In today's tough economic conditions, many businesses are focused on generating and keeping cash to minimize borrowing. Three obvious areas of focus, as evidenced by your local, national and even international news, are reducing spending, eliminating inventory and cutting headcount; but the challenge is to maintain clients and provide excellent customer service despite fewer resources. In today's uncertain economy, businesses are looking to simplify their supply chains, including minimizing their supplier base. Only those suppliers with superior product quality, a proven track record of on-time, in-full service performance, and unparalleled customer service and responsiveness will survive.
So how does one eliminate wasteful inventory in order to save cash yet continue to deliver exceptional service? Now, more than ever, is the time to align your business improvement methodologies to drive a customer-focused mindset. Meet with your best customers and "Lead Users" to truly understand how your product or service helps them achieve their "desired outcomes"; meet with lost customers and non-cutomers to understand your competitors' strengths and weaknesses. Networking, not retrenchment, is vital in today's troubled economy for survival - - and growth.

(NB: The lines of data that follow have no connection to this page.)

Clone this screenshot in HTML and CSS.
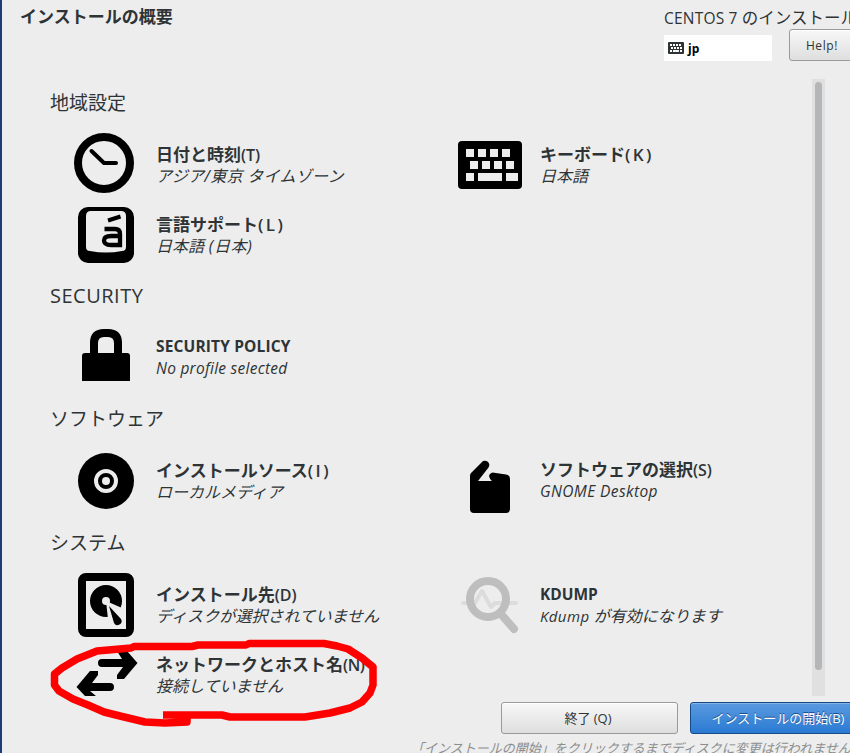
FILE: index.html
```
<!DOCTYPE html>
<html lang="ja">
<head>
<meta charset="utf-8">
<title>インストールの概要</title>
<link rel="stylesheet" href="styles.css">
</head>
<body>
<div class="window">
  <header class="top">
    <h1>インストールの概要</h1>
    <div class="product">
      <div class="product-name"><span class="centos">CENTOS 7 </span>のインストール</div>
      <div class="tools">
        <div class="layout-indicator">
          <svg width="16" height="12" viewBox="0 0 16 12"><rect width="16" height="12" rx="1" fill="#2e3436"/><path d="M2 3h12M3 6h11M2 9h2M5 9h6M12 9h2" stroke="#fff" stroke-width="1.8" stroke-dasharray="2 1"/><path d="M5 9h6" stroke="#fff" stroke-width="1.8"/></svg>
          <b>jp</b>
        </div>
        <button class="btn help">Help!</button>
      </div>
    </div>
  </header>

  <div class="middle">
    <main>
      <section>
        <h2>地域設定</h2>
        <div class="grid">
          <div class="spoke">
            <svg viewBox="74 130 64 70"><circle cx="104" cy="163" r="26" fill="none" stroke="#000" stroke-width="8"/><path d="M91.500 151 104 163h12" fill="none" stroke="#000" stroke-width="4" stroke-linecap="round" stroke-linejoin="round"/></svg>
            <div><h3>日付と時刻<span>(T)</span></h3><p class="zone">アジア/東京 タイムゾーン</p></div>
          </div>
          <div class="spoke">
            <svg viewBox="458 130 64 70"><rect x="458" y="141" width="64" height="48" rx="4"/><path fill="#ededed" d="M466 149h8v8h-8zM478 149h8v8h-8zM490 149h8v8h-8zM502 149h8v8h-8zM470 161h8v8h-8zM482 161h8v8h-8zM494 161h8v8h-8zM506 161h8v8h-8zM466 173h8v8h-8zM478 173h24v8h-24zM506 173h12v8h-12z"/></svg>
            <div><h3>キーボード<span class="wide">(K)</span></h3><p>日本語</p></div>
          </div>
          <div class="spoke">
            <svg viewBox="74 200 64 70"><rect x="78" y="207" width="56" height="56" rx="10"/><path fill="#ededed" d="M91 211h30q5 0 5 5v31q0 4-4 4-16 3-32 0-4 0-4-4v-31q0-5 5-5z"/><path d="M108 220.500l12.500-4" fill="none" stroke="#000" stroke-width="4"/><path d="M104.500 229h10.500q5 0 5 5v11h-9q-7 0-7-4.500t7-4.500h9" fill="none" stroke="#000" stroke-width="4.300"/></svg>
            <div><h3>言語サポート<span class="wide">(L)</span></h3><p>日本語<span class="country"> (日本)</span></p></div>
          </div>
        </div>
      </section>
      <section>
        <h2 class="latin">SECURITY</h2>
        <div class="grid">
          <div class="spoke">
            <svg viewBox="74 323 64 70"><path d="M82 381v-25q0-3 3-3h5v-10q0-14 14-14h4q14 0 14 14v10h5q3 0 3 3v25zM98 353h16v-10q0-6-6-6h-4q-6 0-6 6z" fill-rule="evenodd"/></svg>
            <div class="raised"><h3 class="policy">SECURITY POLICY</h3><p class="profile">No profile selected</p></div>
          </div>
        </div>
      </section>
      <section class="software">
        <h2>ソフトウェア</h2>
        <div class="grid">
          <div class="spoke">
            <svg viewBox="74 446 64 70"><circle cx="106" cy="481" r="28"/><circle cx="106" cy="481" r="10" fill="none" stroke="#ededed" stroke-width="4"/><circle cx="106" cy="481" r="4" fill="#ededed"/></svg>
            <div><h3>インストールソース<span class="wide">(I)</span></h3><p>ローカルメディア</p></div>
          </div>
          <div class="spoke">
            <svg viewBox="458 446 64 70"><path d="M470 509v-33q0-2 1-3l10.500-10.500a4.300 4.300 0 0 1 7 5L478 481h14l-1.500-1.500q-3.500-5 2-7L506 474.500q4 .5 4 4.500v30q0 4-4 4h-32q-4 0-4-4z"/></svg>
            <div class="raised"><h3>ソフトウェアの選択<span>(S)</span></h3><p class="gnome">GNOME Desktop</p></div>
          </div>
        </div>
      </section>
      <section>
        <h2>システム</h2>
        <div class="grid">
          <div class="spoke">
            <svg viewBox="74 570 64 70"><rect x="82" y="577" width="48" height="56" rx="4" fill="none" stroke="#000" stroke-width="8"/><path d="M86 581h40v48H86z" fill="#ededed"/><circle cx="106" cy="601" r="16"/><path d="M106 601l2 18 8 3 6-14z" fill="#ededed"/><circle cx="106" cy="601" r="4" fill="#ededed"/><path d="M109 606l12 13a4 4 0 0 1-7 4z"/></svg>
            <div><h3>インストール先<span>(D)</span></h3><p class="disk">ディスクが選択されていません</p></div>
          </div>
          <div class="spoke">
            <svg viewBox="458 570 64 70"><path d="M463 603h12l7-12 9 16 4-4h21" fill="none" stroke="#dcdcdc" stroke-width="4" stroke-linecap="round" stroke-linejoin="round"/><circle cx="488" cy="599" r="18" fill="none" stroke="#bebebe" stroke-width="8"/><path d="M500 613l14 16" stroke="#bebebe" stroke-width="8" stroke-linecap="round"/></svg>
            <div><h3 class="kdump">KDUMP</h3><p><span class="kdump-name">Kdump </span>が有効になります</p></div>
          </div>
          <div class="spoke">
            <svg viewBox="74 640 64 70"><path d="M102 659h20l-5-8h10l10.500 12L124 679h-7v-4l6-8h-21a4 4 0 0 1 0-8zM110 683H92l6-8v-4h-8L76.500 687 85 696h11l-6-5h20a4 4 0 0 0 0-8z"/></svg>
            <div><h3>ネットワークとホスト名<span class="tight">(N)</span></h3><p>接続していません</p></div>
          </div>
        </div>
      </section>
    </main>
    <div class="scrollbar"><div class="thumb"></div></div>
  </div>

  <footer>
    <div class="actions">
      <button class="btn quit">終了 (Q)</button>
      <button class="btn begin">インストールの開始(B)</button>
    </div>
    <p class="note">「インストールの開始」をクリックするまでディスクに変更は行われません。</p>
  </footer>

  <svg class="marker" width="334" height="94" viewBox="48 636 334 94"><path d="M163 715H222L230 717H305L330 713 350 708 362 702 370 693 373 685V667L362 658 348 649 337 646 324 643.500H249L246 645H198L192 646.500H134L131 648 97 651 77 659 62 668 54.500 674V685L59 691 73 699 88 705 104 712 120 716 145 722 165 723 187 722V715"/></svg>
</div>
</body>
</html>
```

FILE: styles.css
```
* { box-sizing: border-box; }
body {
  margin: 0;
  background: #ededed;
  color: #2e3436;
  font-family: "Open Sans", "Noto Sans CJK JP", sans-serif;
  overflow: hidden;
}
h1, h2, h3, p { margin: 0; }
.window {
  position: relative;
  width: 850px;
  height: 753px;
  overflow: hidden;
  border-left: 2px solid #1d3d77;
  white-space: nowrap;
}
.top {
  height: 79px;
  display: flex;
  justify-content: space-between;
  padding: 6px 0 0 18px;
}
h1 { font-size: 17px; line-height: 22px; }
.product { width: 186px; padding-top: 2px; }
.product-name { font-size: 16.500px; line-height: 20px; }
.centos { font-size: 15.500px; letter-spacing: .2px; }
.tools { display: flex; gap: 17px; margin-top: 1px; }
.layout-indicator {
  flex: none;
  width: 108px;
  height: 26px;
  margin-top: 6px;
  padding: 0 4px;
  display: flex;
  align-items: center;
  gap: 4px;
  background: #fff;
  color: #000;
  font-size: 12px;
}
.btn {
  flex: none;
  height: 32px;
  padding: 0;
  border: 1px solid #9a9a9a;
  border-radius: 3px;
  background: linear-gradient(#f8f8f8, #dedede);
  box-shadow: inset 0 1px #fff;
  color: #2e3436;
  font: 13px/28px "Open Sans", "Noto Sans CJK JP", sans-serif;
}
.help { width: 66px; padding-top: 2px; font-size: 12px; letter-spacing: .6px; }
.middle { display: flex; height: 617px; }
main { width: 810px; height: 617px; overflow: hidden; padding: 10px 0 0 48px; }
section { margin-bottom: 12px; }
.software { margin-bottom: 13px; }
h2 { font-size: 19px; font-weight: 400; line-height: 28px; margin-bottom: 13px; }
.latin { font-size: 20px; letter-spacing: .5px; }
.grid { display: grid; grid-template-columns: 384px 384px; grid-auto-rows: 70px; padding-left: 24px; }
.spoke { display: flex; align-items: center; gap: 18px; }
.spoke svg { width: 64px; height: 70px; flex: none; }
h3 { font-size: 17px; line-height: 22px; padding-top: 1px; margin-bottom: -1px; }
h3 span { font-size: 16px; font-weight: 600; }
h3 .wide { font-size: 17px; letter-spacing: 2.400px; }
h3 .tight { letter-spacing: -.4px; }
.spoke p { font-size: 16px; line-height: 22px; font-style: italic; }
.raised { margin-top: -2px; }
.policy, .kdump { font-size: 15.500px; font-weight: 700; padding-top: 0; margin-bottom: 0; }
.policy { letter-spacing: .15px; }
.spoke .profile { font-size: 15.500px; letter-spacing: .25px; }
.spoke .gnome { font-size: 15.500px; letter-spacing: .4px; }
.kdump-name { font-size: 15px; letter-spacing: .4px; }
.spoke .zone { letter-spacing: .3px; }
.spoke .disk { letter-spacing: .1px; }
.country { letter-spacing: .6px; }
.scrollbar { width: 13px; padding: 3px; background: #e0e0e0; }
.thumb { width: 7px; height: 588px; border-radius: 4px; background: #b4b6b8; }
footer { padding: 6px 0 0 409px; }
.actions { display: flex; gap: 12px; padding-left: 90px; }
.quit { width: 177px; padding-right: 3px; }
.begin {
  width: 176px;
  border-color: #184a87;
  background: linear-gradient(#5a9ae0, #2a7ad2);
  box-shadow: inset 0 1px #83b4e9;
  color: #fff;
  text-shadow: 0 -1px #184a87;
}
.note { margin-top: 4px; font-size: 13px; line-height: 20px; font-style: italic; color: #8b8e8f; }
.marker { position: absolute; left: 46px; top: 636px; }
.marker path { fill: none; stroke: #f00; stroke-width: 7.500; stroke-linejoin: round; }
```
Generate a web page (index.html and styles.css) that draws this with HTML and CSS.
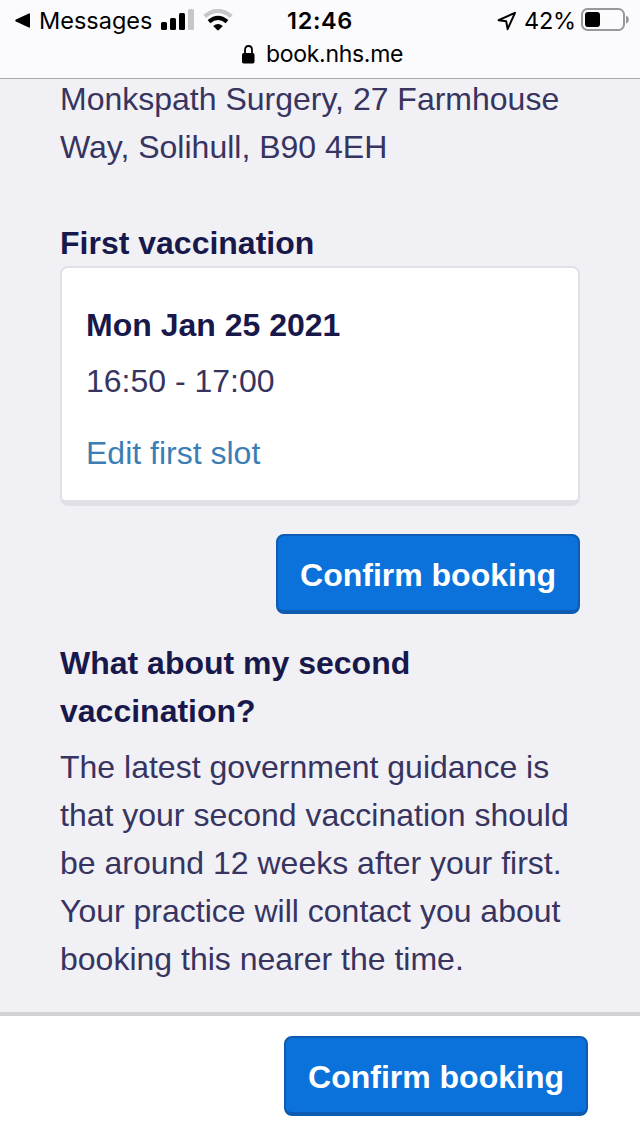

Once you understand your customers' wants and needs (and potential customers' unmet, unarticulated needs) you must work to lean out your value streams to eliminate non value-added activities, reduce waste, and improve speed while improving the capability of your key business processes and products to eliminate defects and improve reliability. Understand that inventory is the outcome, planned or unplanned, of unstable and/or mis-aligned processes. Not all inventory is bad. Some inventory may be unavoidable depending on fluctuations in customer demand, your ability to forecast, and your own internal constraints that prevent quick reaction and response. You must work to understand all the forms of inventory in your supply chain (for example, raw materials, components, packaging, work-in-progress, semi-finished goods, sub-assemblies, finished goods, quality hold, rework, scrap, etc.), and the root causes of each inventory type (e.g., unknown requirements, inadequate specifications, unstable inputs, incapable process, lack of robust design, etc.).
Together Lean, Six Sigma, Total Quality and an engaged workforce all play important inter-connected roles in improving operational effectiveness and customer satisfaction, for short-term survival and longer-term growth.